### Job
List each line of the data that holds the string "full".

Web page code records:
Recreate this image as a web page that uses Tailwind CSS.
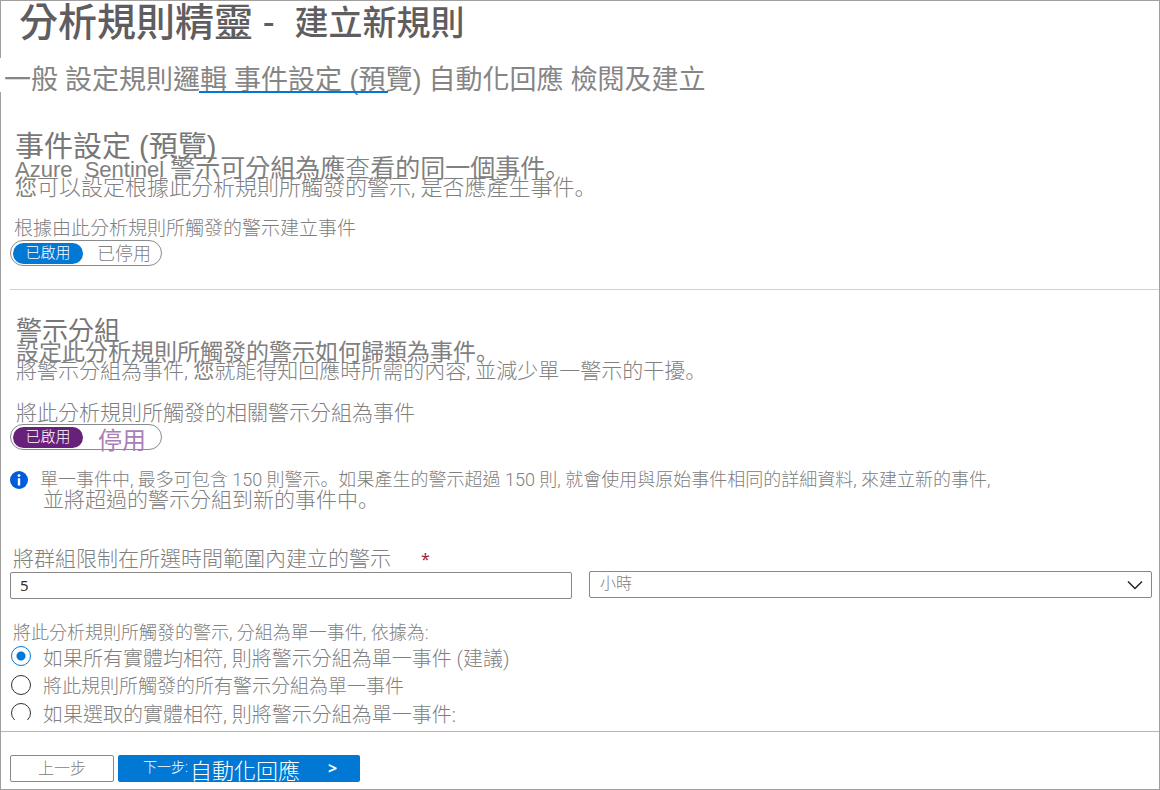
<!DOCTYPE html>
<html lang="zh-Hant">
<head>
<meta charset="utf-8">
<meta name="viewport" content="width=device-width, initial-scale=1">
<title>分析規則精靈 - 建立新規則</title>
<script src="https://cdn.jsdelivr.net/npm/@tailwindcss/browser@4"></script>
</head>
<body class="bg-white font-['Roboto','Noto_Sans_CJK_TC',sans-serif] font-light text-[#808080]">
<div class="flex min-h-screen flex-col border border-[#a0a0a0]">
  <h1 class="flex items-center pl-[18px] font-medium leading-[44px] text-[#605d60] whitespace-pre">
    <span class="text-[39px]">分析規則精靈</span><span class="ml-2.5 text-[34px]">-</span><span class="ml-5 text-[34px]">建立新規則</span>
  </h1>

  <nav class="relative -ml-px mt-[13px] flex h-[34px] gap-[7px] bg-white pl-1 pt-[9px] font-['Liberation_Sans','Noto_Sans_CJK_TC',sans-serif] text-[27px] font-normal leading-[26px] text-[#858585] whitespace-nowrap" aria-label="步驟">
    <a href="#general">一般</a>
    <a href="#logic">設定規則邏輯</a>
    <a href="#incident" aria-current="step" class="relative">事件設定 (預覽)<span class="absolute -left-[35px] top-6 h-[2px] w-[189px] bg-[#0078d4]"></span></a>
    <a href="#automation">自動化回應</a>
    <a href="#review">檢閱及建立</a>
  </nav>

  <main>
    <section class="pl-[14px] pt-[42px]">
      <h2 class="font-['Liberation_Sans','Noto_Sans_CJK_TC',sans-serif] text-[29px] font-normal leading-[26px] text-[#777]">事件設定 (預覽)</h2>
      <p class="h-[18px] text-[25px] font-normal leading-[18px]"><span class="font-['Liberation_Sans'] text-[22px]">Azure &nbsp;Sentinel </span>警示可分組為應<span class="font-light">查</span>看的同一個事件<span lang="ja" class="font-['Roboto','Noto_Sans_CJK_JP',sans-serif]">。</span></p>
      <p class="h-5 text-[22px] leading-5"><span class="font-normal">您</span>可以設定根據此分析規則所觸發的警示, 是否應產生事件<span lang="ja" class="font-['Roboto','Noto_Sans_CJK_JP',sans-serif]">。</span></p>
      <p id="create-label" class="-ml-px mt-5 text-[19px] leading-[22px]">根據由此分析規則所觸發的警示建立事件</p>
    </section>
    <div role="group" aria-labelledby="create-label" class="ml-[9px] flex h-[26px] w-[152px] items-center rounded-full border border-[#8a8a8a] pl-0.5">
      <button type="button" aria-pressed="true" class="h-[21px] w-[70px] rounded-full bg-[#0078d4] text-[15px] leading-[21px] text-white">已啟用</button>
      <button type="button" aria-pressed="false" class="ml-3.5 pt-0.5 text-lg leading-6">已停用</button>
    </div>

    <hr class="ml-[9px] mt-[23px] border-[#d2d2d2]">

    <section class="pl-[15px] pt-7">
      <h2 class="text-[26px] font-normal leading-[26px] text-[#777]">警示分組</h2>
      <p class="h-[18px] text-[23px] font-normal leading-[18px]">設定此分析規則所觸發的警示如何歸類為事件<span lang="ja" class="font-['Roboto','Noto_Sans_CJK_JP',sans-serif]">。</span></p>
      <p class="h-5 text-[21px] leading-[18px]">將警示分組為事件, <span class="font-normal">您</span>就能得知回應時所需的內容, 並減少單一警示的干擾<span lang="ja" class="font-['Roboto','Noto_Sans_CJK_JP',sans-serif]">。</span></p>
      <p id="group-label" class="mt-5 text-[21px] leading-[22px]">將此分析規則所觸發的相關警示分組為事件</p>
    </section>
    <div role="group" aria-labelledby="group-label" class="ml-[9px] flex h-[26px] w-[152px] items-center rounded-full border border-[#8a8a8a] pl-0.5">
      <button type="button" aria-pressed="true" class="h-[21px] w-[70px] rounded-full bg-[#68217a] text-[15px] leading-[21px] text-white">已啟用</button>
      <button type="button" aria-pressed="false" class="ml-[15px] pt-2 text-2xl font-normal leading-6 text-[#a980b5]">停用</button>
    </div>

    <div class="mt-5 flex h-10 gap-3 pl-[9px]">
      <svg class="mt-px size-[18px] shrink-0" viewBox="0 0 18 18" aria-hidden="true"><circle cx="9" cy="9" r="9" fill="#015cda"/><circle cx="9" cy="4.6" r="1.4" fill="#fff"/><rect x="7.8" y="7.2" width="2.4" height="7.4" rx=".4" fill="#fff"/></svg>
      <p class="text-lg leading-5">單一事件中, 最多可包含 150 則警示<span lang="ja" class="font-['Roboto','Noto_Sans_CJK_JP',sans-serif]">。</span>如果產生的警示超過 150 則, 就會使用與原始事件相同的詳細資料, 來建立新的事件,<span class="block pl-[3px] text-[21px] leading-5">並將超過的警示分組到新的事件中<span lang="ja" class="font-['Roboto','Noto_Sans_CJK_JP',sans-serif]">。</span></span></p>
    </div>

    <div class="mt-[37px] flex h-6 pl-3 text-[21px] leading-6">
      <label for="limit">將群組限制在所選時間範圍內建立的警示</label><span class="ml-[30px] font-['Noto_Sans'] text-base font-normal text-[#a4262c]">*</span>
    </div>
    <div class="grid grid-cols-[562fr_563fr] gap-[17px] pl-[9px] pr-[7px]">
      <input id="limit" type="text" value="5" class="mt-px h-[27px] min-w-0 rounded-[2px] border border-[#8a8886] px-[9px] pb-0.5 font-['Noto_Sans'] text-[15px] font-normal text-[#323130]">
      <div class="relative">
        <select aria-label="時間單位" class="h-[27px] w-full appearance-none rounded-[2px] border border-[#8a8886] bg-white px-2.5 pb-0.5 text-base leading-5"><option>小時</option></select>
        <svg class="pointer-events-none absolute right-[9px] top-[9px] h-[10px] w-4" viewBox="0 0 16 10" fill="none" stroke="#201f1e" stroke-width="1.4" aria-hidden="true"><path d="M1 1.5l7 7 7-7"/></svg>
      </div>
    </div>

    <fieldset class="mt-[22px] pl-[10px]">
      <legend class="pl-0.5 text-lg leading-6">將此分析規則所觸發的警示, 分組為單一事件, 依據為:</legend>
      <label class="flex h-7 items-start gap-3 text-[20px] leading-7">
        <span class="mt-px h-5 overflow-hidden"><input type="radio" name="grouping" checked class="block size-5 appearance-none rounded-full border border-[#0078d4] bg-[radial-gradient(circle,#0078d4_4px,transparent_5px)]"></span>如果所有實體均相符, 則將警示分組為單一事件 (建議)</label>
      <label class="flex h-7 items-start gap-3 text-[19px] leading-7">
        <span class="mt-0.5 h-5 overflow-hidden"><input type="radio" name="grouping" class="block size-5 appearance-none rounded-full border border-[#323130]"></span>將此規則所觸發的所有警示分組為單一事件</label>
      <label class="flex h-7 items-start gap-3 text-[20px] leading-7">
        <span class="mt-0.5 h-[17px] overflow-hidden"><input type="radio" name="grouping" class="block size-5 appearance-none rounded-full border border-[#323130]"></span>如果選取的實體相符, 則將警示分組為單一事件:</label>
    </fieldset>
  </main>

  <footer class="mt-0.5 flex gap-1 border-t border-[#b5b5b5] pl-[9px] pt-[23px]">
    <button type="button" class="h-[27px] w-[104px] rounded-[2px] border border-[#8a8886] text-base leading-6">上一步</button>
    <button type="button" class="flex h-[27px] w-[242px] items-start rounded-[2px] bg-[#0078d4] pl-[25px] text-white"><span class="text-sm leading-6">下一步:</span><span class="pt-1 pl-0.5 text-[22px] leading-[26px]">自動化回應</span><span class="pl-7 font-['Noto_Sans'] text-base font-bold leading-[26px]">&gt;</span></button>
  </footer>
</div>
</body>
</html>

* * *

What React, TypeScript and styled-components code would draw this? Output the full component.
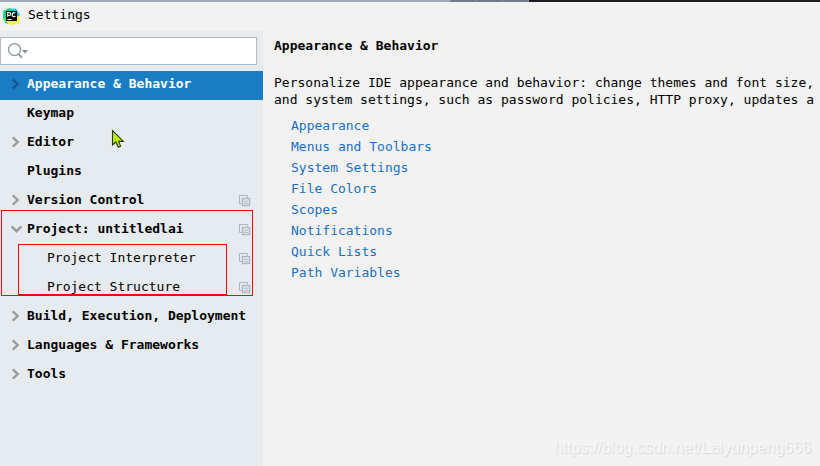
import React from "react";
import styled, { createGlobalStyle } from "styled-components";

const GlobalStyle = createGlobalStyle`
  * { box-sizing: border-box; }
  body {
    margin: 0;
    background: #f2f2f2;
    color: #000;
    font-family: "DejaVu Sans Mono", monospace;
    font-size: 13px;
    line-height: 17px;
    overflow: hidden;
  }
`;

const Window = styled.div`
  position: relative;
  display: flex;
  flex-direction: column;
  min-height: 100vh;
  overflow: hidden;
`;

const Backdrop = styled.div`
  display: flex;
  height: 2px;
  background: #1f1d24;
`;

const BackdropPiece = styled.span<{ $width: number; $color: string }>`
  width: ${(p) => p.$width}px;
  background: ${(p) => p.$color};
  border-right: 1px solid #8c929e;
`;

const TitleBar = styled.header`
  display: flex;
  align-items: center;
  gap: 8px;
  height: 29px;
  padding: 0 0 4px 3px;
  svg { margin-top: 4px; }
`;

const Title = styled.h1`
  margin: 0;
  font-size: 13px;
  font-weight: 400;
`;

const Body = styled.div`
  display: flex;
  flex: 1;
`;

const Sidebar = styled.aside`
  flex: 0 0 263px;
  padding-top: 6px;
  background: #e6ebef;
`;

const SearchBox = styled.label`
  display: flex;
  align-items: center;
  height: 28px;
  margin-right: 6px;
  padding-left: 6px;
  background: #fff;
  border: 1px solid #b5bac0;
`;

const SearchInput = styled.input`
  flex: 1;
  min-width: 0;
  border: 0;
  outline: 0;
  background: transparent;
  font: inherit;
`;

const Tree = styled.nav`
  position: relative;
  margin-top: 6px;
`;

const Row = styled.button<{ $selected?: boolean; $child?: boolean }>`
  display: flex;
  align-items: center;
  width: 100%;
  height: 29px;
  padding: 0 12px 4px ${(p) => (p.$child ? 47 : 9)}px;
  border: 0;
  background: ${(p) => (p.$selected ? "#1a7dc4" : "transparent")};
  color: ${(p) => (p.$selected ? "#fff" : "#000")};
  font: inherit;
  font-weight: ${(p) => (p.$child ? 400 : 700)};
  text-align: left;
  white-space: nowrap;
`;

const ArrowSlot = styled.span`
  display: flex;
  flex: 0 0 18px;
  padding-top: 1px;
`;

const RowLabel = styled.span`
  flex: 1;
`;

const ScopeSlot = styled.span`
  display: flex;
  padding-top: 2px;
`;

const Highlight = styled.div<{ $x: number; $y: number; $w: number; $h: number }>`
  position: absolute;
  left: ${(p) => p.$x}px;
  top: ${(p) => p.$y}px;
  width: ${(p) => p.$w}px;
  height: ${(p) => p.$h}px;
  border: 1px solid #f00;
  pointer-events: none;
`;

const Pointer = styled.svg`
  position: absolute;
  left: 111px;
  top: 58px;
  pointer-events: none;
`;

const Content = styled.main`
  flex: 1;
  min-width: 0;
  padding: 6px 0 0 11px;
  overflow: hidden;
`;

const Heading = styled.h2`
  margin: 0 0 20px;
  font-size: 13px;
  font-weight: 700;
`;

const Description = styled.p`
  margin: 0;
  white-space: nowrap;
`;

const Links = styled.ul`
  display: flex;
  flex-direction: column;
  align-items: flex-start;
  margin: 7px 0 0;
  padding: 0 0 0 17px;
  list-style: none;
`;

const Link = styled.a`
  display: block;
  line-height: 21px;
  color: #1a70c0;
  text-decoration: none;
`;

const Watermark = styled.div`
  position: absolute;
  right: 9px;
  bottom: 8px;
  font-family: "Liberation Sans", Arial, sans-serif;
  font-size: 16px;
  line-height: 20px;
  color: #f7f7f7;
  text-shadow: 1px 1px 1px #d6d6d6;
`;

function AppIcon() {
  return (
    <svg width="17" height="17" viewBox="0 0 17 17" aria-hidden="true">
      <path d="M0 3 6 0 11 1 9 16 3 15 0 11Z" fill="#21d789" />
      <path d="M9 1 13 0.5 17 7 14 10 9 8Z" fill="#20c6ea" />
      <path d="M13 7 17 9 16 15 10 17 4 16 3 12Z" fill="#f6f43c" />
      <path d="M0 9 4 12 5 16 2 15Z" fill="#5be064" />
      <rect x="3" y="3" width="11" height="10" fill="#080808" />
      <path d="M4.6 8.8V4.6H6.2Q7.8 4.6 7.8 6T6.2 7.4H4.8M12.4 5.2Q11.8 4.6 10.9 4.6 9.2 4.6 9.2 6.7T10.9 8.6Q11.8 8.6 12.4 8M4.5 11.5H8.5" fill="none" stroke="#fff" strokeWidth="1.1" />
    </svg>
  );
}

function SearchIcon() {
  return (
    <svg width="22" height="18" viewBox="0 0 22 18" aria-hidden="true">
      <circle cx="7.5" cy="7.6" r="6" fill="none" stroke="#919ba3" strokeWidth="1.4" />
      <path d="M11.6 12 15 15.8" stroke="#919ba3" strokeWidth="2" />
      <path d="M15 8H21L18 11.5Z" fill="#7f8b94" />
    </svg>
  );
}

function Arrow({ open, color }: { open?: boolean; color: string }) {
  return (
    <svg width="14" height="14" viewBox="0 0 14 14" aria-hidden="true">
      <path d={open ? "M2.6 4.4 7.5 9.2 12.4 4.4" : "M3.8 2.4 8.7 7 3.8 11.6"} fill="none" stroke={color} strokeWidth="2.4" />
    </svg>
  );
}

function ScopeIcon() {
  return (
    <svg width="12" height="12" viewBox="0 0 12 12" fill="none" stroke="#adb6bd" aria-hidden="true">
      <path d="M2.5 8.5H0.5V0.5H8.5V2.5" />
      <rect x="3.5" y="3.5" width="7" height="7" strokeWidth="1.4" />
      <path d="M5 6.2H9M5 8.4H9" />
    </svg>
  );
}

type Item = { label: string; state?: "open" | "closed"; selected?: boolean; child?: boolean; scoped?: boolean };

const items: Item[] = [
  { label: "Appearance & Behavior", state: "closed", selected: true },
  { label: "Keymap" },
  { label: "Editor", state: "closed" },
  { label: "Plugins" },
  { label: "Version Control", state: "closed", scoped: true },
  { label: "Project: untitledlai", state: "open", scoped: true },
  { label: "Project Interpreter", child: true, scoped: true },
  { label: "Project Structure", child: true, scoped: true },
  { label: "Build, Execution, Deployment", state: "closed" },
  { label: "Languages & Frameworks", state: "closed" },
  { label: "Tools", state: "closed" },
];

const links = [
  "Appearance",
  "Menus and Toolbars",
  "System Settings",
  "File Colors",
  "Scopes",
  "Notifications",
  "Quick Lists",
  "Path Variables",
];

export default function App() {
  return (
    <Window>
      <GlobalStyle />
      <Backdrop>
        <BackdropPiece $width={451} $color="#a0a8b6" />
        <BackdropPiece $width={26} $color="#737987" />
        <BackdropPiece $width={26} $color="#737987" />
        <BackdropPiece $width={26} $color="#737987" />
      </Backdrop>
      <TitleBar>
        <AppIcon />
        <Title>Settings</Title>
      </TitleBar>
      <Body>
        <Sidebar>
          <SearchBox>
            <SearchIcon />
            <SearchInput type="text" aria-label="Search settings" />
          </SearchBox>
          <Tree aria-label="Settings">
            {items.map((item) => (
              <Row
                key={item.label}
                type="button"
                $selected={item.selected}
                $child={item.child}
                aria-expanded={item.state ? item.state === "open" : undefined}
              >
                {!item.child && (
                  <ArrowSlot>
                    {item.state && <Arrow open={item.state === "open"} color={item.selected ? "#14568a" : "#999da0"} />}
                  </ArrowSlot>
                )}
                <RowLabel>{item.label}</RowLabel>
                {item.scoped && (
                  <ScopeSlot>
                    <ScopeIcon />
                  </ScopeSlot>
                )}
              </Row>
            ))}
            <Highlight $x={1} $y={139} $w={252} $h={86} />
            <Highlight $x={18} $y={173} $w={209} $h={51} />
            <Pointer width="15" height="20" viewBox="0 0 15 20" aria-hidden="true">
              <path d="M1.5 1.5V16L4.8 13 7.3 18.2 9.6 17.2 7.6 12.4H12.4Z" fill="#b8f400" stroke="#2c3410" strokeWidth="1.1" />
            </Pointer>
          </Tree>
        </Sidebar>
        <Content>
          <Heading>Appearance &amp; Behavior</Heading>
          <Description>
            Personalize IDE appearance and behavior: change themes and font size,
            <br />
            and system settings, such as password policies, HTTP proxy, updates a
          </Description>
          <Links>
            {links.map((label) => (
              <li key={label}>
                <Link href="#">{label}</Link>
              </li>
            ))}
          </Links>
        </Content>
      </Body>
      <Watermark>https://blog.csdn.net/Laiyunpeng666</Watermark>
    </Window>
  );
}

### Written reply
    <div role="group" aria-labelledby="create-label" class="ml-[9px] flex h-[26px] w-[152px] items-center rounded-full border border-[#8a8a8a] pl-0.5">
      <button type="button" aria-pressed="true" class="h-[21px] w-[70px] rounded-full bg-[#0078d4] text-[15px] leading-[21px] text-white">已啟用</button>
    <div role="group" aria-labelledby="group-label" class="ml-[9px] flex h-[26px] w-[152px] items-center rounded-full border border-[#8a8a8a] pl-0.5">
      <button type="button" aria-pressed="true" class="h-[21px] w-[70px] rounded-full bg-[#68217a] text-[15px] leading-[21px] text-white">已啟用</button>
        <select aria-label="時間單位" class="h-[27px] w-full appearance-none rounded-[2px] border border-[#8a8886] bg-white px-2.5 pb-0.5 text-base leading-5"><option>小時</option></select>
        <span class="mt-px h-5 overflow-hidden"><input type="radio" name="grouping" checked class="block size-5 appearance-none rounded-full border border-[#0078d4] bg-[radial-gradient(circle,#0078d4_4px,transparent_5px)]"></span>如果所有實體均相符, 則將警示分組為單一事件 (建議)</label>
        <span class="mt-0.5 h-5 overflow-hidden"><input type="radio" name="grouping" class="block size-5 appearance-none rounded-full border border-[#323130]"></span>將此規則所觸發的所有警示分組為單一事件</label>
        <span class="mt-0.5 h-[17px] overflow-hidden"><input type="radio" name="grouping" class="block size-5 appearance-none rounded-full border border-[#323130]"></span>如果選取的實體相符, 則將警示分組為單一事件:</label>
What React, TypeScript and styled-components code would draw this? Output the full component.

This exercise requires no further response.